PROVIDED MATERIAL:
___
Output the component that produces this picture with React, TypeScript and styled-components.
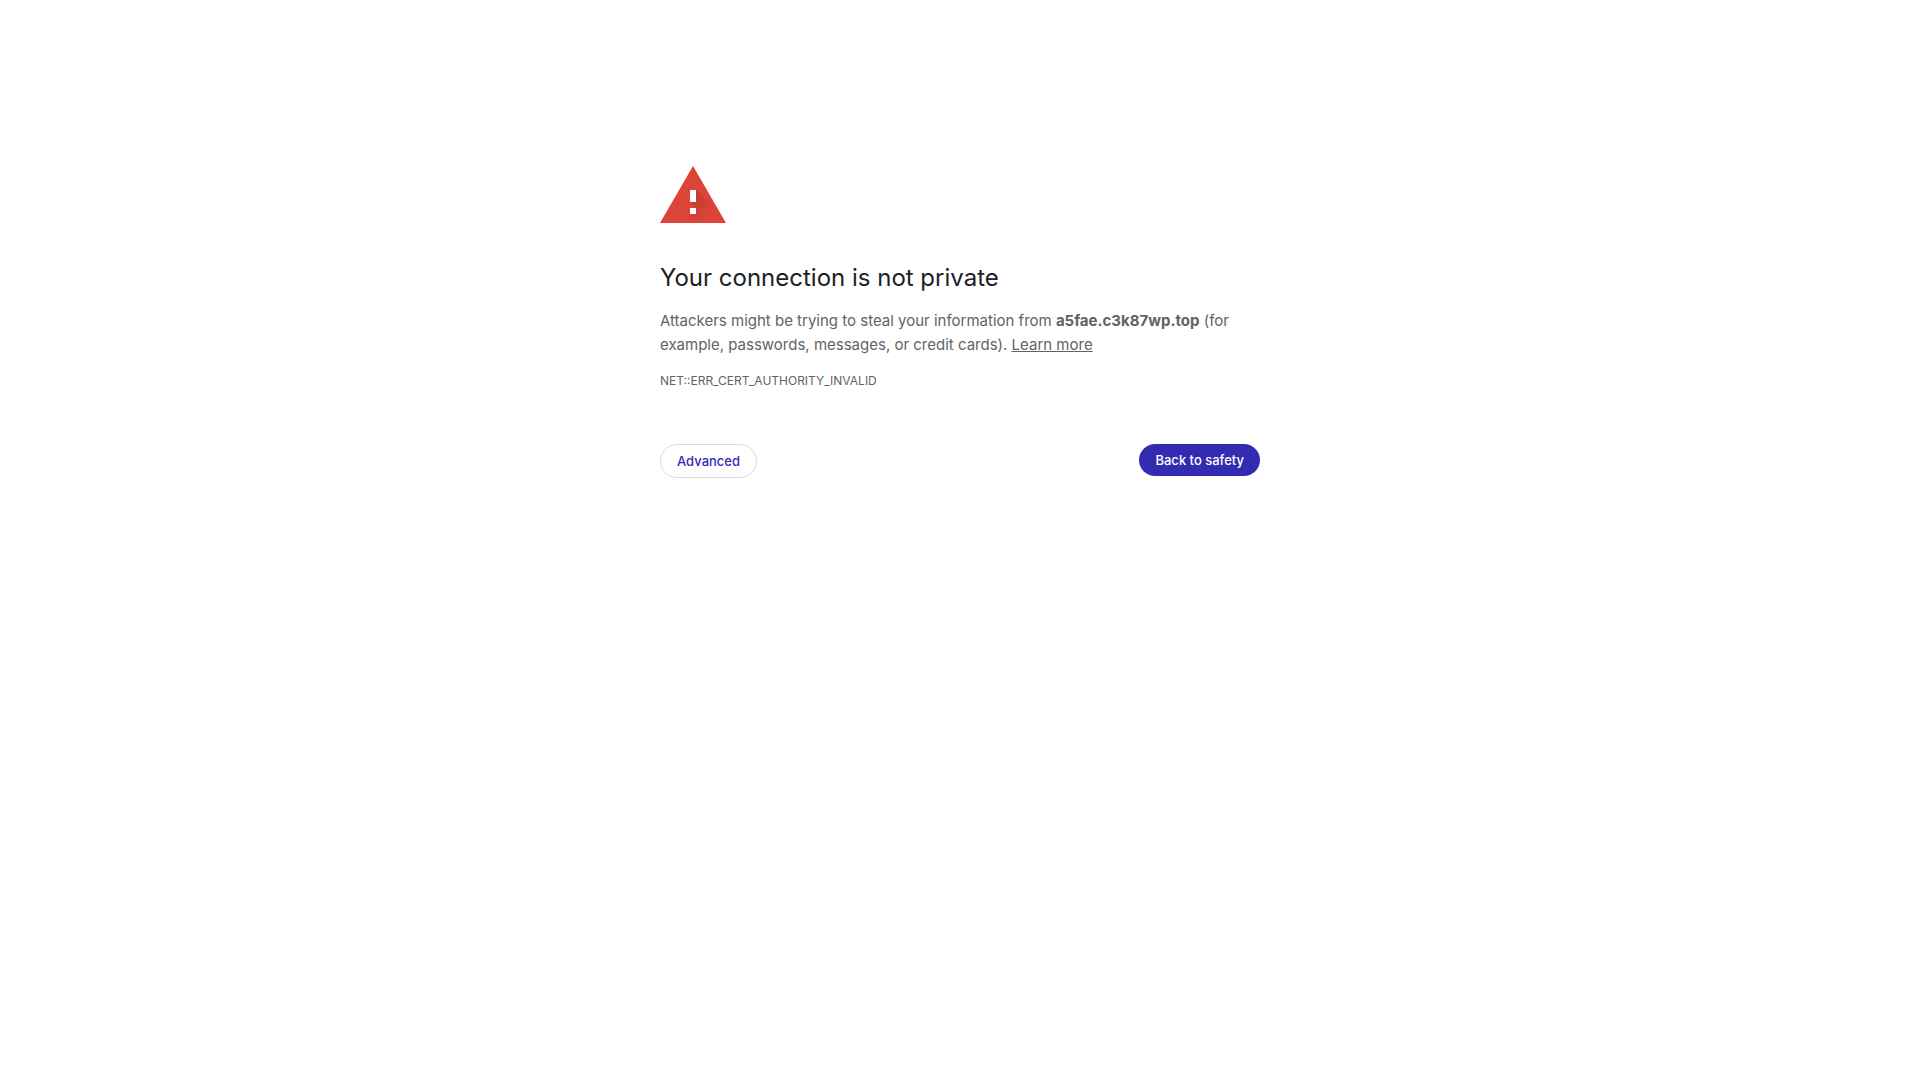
___
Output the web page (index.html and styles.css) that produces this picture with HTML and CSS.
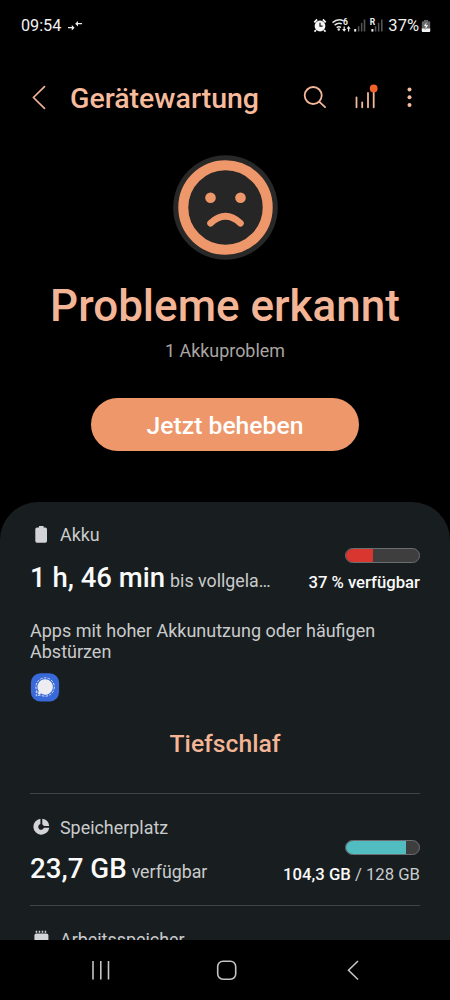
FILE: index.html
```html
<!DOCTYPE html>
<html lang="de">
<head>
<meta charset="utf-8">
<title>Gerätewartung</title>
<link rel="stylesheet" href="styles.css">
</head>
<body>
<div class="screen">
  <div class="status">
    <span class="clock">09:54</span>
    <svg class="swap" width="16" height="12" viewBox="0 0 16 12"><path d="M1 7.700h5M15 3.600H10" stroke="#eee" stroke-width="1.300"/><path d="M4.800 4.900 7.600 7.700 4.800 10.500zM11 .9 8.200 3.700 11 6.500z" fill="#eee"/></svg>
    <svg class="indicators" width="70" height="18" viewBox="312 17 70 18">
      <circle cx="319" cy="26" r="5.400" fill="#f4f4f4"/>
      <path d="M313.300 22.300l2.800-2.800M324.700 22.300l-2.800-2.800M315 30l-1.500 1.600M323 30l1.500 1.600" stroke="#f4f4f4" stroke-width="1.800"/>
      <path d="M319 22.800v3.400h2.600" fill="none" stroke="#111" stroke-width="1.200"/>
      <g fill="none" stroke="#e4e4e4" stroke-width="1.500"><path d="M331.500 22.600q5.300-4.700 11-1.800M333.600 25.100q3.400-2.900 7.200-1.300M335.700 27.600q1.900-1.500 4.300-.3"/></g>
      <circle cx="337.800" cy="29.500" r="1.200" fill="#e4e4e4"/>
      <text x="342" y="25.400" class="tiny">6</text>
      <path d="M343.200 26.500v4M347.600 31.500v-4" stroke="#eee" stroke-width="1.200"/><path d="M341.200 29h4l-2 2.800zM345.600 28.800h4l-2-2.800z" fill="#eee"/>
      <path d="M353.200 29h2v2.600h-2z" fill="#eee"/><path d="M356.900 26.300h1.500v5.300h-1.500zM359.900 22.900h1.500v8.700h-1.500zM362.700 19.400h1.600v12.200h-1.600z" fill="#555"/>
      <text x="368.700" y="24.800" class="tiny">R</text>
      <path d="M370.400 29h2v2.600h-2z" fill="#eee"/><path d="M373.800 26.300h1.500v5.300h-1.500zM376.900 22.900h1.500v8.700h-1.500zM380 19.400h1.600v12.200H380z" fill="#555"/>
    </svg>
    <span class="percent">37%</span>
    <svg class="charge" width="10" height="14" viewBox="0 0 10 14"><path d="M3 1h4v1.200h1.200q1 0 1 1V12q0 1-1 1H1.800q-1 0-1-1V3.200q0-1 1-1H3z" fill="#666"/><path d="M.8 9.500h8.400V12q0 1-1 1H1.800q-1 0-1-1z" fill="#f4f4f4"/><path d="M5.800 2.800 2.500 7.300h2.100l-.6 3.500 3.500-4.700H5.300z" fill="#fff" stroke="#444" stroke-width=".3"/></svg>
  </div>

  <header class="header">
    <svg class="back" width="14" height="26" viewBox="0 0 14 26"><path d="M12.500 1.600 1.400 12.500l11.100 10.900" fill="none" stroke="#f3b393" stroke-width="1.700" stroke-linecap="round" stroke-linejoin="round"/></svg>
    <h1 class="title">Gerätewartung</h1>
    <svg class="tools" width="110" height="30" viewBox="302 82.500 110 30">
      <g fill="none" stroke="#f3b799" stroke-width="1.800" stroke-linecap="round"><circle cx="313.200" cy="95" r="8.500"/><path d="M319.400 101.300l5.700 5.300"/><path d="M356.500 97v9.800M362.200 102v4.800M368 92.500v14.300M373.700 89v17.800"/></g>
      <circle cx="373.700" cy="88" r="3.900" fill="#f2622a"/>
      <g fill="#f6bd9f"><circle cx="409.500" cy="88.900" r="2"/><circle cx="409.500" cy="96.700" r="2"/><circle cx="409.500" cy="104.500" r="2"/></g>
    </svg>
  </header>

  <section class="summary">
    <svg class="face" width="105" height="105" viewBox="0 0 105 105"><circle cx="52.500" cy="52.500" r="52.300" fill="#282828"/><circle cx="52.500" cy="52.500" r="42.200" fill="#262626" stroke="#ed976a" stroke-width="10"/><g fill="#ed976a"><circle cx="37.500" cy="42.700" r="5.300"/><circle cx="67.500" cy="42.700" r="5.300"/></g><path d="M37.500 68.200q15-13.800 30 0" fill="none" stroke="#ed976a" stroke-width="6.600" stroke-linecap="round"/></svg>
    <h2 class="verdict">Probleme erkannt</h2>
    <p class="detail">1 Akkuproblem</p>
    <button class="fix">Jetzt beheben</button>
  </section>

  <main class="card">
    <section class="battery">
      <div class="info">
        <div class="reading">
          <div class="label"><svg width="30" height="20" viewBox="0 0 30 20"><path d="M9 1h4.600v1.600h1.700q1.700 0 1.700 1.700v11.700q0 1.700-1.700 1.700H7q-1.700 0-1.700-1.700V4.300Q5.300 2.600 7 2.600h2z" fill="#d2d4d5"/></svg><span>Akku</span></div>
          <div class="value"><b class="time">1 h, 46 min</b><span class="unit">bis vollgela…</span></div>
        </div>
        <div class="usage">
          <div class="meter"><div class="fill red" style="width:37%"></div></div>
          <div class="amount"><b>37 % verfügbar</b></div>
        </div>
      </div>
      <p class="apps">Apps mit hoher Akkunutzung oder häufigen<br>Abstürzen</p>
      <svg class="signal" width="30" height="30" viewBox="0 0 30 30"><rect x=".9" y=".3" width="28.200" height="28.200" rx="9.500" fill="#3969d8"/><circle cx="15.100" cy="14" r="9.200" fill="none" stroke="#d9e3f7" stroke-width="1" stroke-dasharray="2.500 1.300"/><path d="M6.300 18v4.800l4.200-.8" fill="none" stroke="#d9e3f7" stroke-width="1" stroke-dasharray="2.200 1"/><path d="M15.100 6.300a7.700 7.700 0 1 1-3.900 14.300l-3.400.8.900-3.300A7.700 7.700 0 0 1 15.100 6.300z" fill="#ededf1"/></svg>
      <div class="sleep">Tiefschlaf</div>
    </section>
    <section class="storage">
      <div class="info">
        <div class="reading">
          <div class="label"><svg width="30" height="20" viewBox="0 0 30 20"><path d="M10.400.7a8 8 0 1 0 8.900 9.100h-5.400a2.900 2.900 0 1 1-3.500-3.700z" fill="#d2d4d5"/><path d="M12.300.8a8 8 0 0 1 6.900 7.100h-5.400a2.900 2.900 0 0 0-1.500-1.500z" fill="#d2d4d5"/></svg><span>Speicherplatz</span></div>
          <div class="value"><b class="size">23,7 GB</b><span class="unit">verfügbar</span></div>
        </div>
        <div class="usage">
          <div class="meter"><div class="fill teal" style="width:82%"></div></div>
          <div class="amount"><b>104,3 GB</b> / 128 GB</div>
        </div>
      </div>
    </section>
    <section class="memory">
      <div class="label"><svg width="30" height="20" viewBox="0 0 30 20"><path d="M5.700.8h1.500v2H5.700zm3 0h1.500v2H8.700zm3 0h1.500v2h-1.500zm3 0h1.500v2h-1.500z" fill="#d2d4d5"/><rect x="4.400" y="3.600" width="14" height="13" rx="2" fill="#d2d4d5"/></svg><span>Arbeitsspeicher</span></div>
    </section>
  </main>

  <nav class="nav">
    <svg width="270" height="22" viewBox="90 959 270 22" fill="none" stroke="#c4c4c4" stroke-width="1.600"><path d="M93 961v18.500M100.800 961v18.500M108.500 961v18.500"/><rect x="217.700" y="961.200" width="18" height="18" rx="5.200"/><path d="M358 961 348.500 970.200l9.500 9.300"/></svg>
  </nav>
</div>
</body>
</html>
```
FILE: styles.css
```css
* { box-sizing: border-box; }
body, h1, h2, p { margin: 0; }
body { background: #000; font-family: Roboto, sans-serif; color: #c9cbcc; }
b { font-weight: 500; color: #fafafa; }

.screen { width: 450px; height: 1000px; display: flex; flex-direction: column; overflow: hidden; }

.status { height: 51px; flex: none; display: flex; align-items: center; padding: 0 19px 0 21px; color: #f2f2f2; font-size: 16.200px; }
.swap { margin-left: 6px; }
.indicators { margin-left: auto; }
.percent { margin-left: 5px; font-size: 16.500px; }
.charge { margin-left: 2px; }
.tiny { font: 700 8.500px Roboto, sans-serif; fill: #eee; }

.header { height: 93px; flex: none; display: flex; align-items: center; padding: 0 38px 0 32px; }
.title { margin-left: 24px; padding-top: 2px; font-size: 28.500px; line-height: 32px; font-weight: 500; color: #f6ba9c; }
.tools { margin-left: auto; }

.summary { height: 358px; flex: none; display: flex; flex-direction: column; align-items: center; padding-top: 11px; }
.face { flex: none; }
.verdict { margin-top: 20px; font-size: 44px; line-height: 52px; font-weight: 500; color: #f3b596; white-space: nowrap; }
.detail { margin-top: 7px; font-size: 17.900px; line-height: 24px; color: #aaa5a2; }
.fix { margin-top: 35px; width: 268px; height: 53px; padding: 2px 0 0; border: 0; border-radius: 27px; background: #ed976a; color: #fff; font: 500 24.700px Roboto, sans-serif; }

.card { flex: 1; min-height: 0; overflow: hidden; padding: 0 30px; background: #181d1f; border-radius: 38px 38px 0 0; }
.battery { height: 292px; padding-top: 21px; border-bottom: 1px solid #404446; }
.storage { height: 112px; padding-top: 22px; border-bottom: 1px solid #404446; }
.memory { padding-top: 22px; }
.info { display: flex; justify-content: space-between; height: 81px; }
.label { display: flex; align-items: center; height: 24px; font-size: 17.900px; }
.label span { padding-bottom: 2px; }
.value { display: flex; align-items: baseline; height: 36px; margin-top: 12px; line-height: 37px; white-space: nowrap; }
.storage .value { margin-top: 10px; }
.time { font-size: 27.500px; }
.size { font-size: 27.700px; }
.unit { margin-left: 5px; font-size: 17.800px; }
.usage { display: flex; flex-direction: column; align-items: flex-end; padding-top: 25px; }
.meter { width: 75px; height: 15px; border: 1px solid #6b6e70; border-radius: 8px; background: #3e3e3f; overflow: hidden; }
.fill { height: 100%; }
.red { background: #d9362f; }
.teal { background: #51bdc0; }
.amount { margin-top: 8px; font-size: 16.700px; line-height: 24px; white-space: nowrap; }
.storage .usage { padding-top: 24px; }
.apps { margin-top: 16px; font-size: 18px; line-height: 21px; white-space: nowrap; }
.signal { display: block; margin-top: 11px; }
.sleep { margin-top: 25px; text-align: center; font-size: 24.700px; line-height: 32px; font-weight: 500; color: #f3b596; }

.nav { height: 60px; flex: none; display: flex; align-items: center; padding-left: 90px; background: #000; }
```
___
List the lines of the records where "that" occurs.

WORKED ANSWER:
Output the component that produces this picture with React, TypeScript and styled-components.
Output the web page (index.html and styles.css) that produces this picture with HTML and CSS.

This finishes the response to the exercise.